* **Problem to work on**
Please set down all the lines beneath this one exactly, without the pictures.
==*==
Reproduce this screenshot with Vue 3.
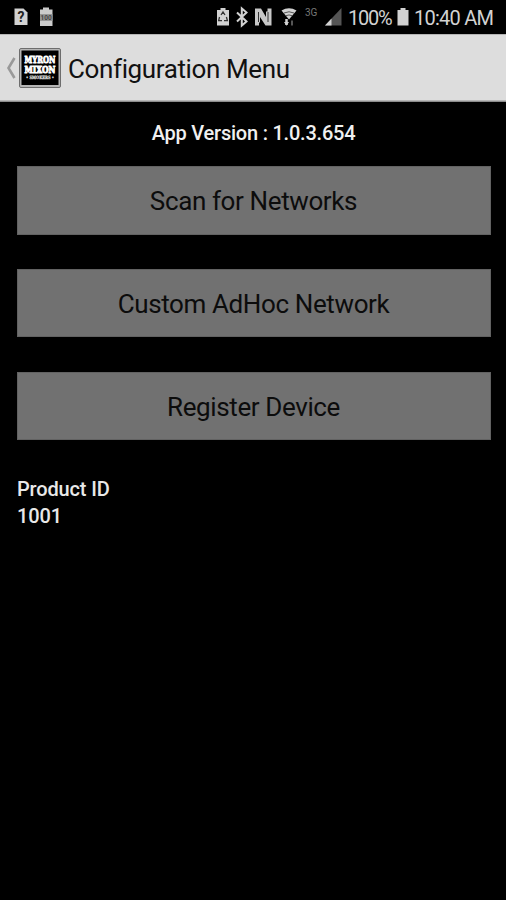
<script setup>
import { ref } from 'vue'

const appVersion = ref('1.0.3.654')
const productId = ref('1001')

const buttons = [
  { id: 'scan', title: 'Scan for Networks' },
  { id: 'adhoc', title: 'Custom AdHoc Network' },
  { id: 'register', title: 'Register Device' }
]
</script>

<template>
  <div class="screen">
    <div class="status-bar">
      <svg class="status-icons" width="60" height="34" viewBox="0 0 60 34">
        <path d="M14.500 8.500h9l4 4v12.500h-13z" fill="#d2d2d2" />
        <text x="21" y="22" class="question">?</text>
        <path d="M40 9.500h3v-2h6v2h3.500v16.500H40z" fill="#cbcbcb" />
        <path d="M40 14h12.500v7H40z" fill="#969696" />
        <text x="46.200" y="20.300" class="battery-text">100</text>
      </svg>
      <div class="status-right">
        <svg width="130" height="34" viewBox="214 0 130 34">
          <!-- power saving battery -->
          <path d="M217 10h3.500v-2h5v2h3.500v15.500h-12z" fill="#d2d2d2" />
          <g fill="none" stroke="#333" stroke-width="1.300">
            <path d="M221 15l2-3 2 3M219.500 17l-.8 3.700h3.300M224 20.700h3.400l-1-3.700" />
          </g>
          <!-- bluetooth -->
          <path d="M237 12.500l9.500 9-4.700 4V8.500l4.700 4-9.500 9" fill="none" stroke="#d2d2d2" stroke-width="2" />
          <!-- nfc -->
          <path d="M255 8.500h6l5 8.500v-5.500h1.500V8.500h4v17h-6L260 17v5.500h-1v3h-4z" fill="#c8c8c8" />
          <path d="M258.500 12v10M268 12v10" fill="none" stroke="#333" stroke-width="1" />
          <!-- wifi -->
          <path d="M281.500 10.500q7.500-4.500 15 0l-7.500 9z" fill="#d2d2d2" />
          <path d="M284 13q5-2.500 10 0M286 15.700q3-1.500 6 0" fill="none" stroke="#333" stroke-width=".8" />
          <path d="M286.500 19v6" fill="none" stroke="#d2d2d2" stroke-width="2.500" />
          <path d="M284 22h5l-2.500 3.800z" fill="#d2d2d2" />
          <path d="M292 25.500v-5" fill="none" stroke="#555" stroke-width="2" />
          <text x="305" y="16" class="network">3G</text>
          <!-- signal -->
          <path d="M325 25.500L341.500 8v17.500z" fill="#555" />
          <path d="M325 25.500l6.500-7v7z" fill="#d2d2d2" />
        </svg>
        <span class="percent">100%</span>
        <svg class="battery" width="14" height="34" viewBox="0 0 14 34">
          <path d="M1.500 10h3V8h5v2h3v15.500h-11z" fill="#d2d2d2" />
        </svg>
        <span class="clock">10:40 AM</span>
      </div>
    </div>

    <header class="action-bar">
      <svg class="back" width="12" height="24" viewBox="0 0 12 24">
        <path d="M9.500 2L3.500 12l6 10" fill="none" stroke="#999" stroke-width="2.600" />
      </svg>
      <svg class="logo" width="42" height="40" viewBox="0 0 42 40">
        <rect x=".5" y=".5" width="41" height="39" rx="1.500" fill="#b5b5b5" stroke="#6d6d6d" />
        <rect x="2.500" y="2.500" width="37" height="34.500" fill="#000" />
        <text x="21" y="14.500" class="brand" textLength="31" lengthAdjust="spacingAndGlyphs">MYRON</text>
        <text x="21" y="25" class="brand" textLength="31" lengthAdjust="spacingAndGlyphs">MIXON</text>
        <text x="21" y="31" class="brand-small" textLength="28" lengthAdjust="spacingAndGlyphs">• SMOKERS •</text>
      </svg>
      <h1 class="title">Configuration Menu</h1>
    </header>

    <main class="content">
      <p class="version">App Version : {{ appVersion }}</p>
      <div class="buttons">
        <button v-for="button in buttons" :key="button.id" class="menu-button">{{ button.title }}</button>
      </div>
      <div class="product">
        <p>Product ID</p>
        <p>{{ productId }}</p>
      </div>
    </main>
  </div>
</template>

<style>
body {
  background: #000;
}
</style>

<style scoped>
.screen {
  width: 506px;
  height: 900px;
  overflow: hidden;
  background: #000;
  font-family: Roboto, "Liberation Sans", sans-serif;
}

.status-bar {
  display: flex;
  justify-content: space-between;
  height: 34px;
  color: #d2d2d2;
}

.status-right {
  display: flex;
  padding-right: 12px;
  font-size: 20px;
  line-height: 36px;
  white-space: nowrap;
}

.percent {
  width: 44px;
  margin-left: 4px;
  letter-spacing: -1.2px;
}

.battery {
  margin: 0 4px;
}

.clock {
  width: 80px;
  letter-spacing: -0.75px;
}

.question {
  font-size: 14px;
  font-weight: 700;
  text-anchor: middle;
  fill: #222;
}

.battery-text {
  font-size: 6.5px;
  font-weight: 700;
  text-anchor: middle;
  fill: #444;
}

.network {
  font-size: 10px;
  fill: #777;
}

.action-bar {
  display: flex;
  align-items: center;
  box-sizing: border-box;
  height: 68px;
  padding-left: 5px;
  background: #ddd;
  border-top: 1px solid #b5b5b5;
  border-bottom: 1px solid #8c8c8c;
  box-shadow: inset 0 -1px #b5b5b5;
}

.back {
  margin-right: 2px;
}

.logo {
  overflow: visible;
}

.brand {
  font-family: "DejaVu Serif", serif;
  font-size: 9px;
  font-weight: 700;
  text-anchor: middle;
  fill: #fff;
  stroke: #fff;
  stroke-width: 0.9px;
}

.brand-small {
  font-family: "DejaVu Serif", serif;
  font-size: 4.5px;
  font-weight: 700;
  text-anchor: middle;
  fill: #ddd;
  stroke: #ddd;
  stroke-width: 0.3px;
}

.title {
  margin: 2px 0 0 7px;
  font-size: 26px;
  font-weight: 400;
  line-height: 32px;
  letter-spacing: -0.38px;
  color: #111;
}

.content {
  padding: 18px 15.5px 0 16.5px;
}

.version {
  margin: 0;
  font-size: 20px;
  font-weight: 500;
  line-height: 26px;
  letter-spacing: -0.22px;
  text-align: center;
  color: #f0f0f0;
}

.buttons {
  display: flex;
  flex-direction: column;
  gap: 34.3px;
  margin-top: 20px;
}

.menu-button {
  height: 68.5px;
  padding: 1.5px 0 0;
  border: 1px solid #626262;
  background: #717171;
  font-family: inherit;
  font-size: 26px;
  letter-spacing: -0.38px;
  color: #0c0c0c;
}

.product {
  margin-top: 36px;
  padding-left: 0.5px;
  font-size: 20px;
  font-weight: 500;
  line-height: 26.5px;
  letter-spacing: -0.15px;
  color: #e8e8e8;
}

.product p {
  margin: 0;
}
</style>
==*==
* **Final result**
Reproduce this screenshot with Vue 3.
<script setup>
import { ref } from 'vue'

const appVersion = ref('1.0.3.654')
const productId = ref('1001')

const buttons = [
  { id: 'scan', title: 'Scan for Networks' },
  { id: 'adhoc', title: 'Custom AdHoc Network' },
  { id: 'register', title: 'Register Device' }
]
</script>

<template>
  <div class="screen">
    <div class="status-bar">
      <svg class="status-icons" width="60" height="34" viewBox="0 0 60 34">
        <path d="M14.500 8.500h9l4 4v12.500h-13z" fill="#d2d2d2" />
        <text x="21" y="22" class="question">?</text>
        <path d="M40 9.500h3v-2h6v2h3.500v16.500H40z" fill="#cbcbcb" />
        <path d="M40 14h12.500v7H40z" fill="#969696" />
        <text x="46.200" y="20.300" class="battery-text">100</text>
      </svg>
      <div class="status-right">
        <svg width="130" height="34" viewBox="214 0 130 34">
          <!-- power saving battery -->
          <path d="M217 10h3.500v-2h5v2h3.500v15.500h-12z" fill="#d2d2d2" />
          <g fill="none" stroke="#333" stroke-width="1.300">
            <path d="M221 15l2-3 2 3M219.500 17l-.8 3.700h3.300M224 20.700h3.400l-1-3.700" />
          </g>
          <!-- bluetooth -->
          <path d="M237 12.500l9.500 9-4.700 4V8.500l4.700 4-9.500 9" fill="none" stroke="#d2d2d2" stroke-width="2" />
          <!-- nfc -->
          <path d="M255 8.500h6l5 8.500v-5.500h1.500V8.500h4v17h-6L260 17v5.500h-1v3h-4z" fill="#c8c8c8" />
          <path d="M258.500 12v10M268 12v10" fill="none" stroke="#333" stroke-width="1" />
          <!-- wifi -->
          <path d="M281.500 10.500q7.500-4.500 15 0l-7.500 9z" fill="#d2d2d2" />
          <path d="M284 13q5-2.500 10 0M286 15.700q3-1.500 6 0" fill="none" stroke="#333" stroke-width=".8" />
          <path d="M286.500 19v6" fill="none" stroke="#d2d2d2" stroke-width="2.500" />
          <path d="M284 22h5l-2.500 3.800z" fill="#d2d2d2" />
          <path d="M292 25.500v-5" fill="none" stroke="#555" stroke-width="2" />
          <text x="305" y="16" class="network">3G</text>
          <!-- signal -->
          <path d="M325 25.500L341.500 8v17.500z" fill="#555" />
          <path d="M325 25.500l6.500-7v7z" fill="#d2d2d2" />
        </svg>
        <span class="percent">100%</span>
        <svg class="battery" width="14" height="34" viewBox="0 0 14 34">
          <path d="M1.500 10h3V8h5v2h3v15.500h-11z" fill="#d2d2d2" />
        </svg>
        <span class="clock">10:40 AM</span>
      </div>
    </div>

    <header class="action-bar">
      <svg class="back" width="12" height="24" viewBox="0 0 12 24">
        <path d="M9.500 2L3.500 12l6 10" fill="none" stroke="#999" stroke-width="2.600" />
      </svg>
      <svg class="logo" width="42" height="40" viewBox="0 0 42 40">
        <rect x=".5" y=".5" width="41" height="39" rx="1.500" fill="#b5b5b5" stroke="#6d6d6d" />
        <rect x="2.500" y="2.500" width="37" height="34.500" fill="#000" />
        <text x="21" y="14.500" class="brand" textLength="31" lengthAdjust="spacingAndGlyphs">MYRON</text>
        <text x="21" y="25" class="brand" textLength="31" lengthAdjust="spacingAndGlyphs">MIXON</text>
        <text x="21" y="31" class="brand-small" textLength="28" lengthAdjust="spacingAndGlyphs">• SMOKERS •</text>
      </svg>
      <h1 class="title">Configuration Menu</h1>
    </header>

    <main class="content">
      <p class="version">App Version : {{ appVersion }}</p>
      <div class="buttons">
        <button v-for="button in buttons" :key="button.id" class="menu-button">{{ button.title }}</button>
      </div>
      <div class="product">
        <p>Product ID</p>
        <p>{{ productId }}</p>
      </div>
    </main>
  </div>
</template>

<style>
body {
  background: #000;
}
</style>

<style scoped>
.screen {
  width: 506px;
  height: 900px;
  overflow: hidden;
  background: #000;
  font-family: Roboto, "Liberation Sans", sans-serif;
}

.status-bar {
  display: flex;
  justify-content: space-between;
  height: 34px;
  color: #d2d2d2;
}

.status-right {
  display: flex;
  padding-right: 12px;
  font-size: 20px;
  line-height: 36px;
  white-space: nowrap;
}

.percent {
  width: 44px;
  margin-left: 4px;
  letter-spacing: -1.2px;
}

.battery {
  margin: 0 4px;
}

.clock {
  width: 80px;
  letter-spacing: -0.75px;
}

.question {
  font-size: 14px;
  font-weight: 700;
  text-anchor: middle;
  fill: #222;
}

.battery-text {
  font-size: 6.5px;
  font-weight: 700;
  text-anchor: middle;
  fill: #444;
}

.network {
  font-size: 10px;
  fill: #777;
}

.action-bar {
  display: flex;
  align-items: center;
  box-sizing: border-box;
  height: 68px;
  padding-left: 5px;
  background: #ddd;
  border-top: 1px solid #b5b5b5;
  border-bottom: 1px solid #8c8c8c;
  box-shadow: inset 0 -1px #b5b5b5;
}

.back {
  margin-right: 2px;
}

.logo {
  overflow: visible;
}

.brand {
  font-family: "DejaVu Serif", serif;
  font-size: 9px;
  font-weight: 700;
  text-anchor: middle;
  fill: #fff;
  stroke: #fff;
  stroke-width: 0.9px;
}

.brand-small {
  font-family: "DejaVu Serif", serif;
  font-size: 4.5px;
  font-weight: 700;
  text-anchor: middle;
  fill: #ddd;
  stroke: #ddd;
  stroke-width: 0.3px;
}

.title {
  margin: 2px 0 0 7px;
  font-size: 26px;
  font-weight: 400;
  line-height: 32px;
  letter-spacing: -0.38px;
  color: #111;
}

.content {
  padding: 18px 15.5px 0 16.5px;
}

.version {
  margin: 0;
  font-size: 20px;
  font-weight: 500;
  line-height: 26px;
  letter-spacing: -0.22px;
  text-align: center;
  color: #f0f0f0;
}

.buttons {
  display: flex;
  flex-direction: column;
  gap: 34.3px;
  margin-top: 20px;
}

.menu-button {
  height: 68.5px;
  padding: 1.5px 0 0;
  border: 1px solid #626262;
  background: #717171;
  font-family: inherit;
  font-size: 26px;
  letter-spacing: -0.38px;
  color: #0c0c0c;
}

.product {
  margin-top: 36px;
  padding-left: 0.5px;
  font-size: 20px;
  font-weight: 500;
  line-height: 26.5px;
  letter-spacing: -0.15px;
  color: #e8e8e8;
}

.product p {
  margin: 0;
}
</style>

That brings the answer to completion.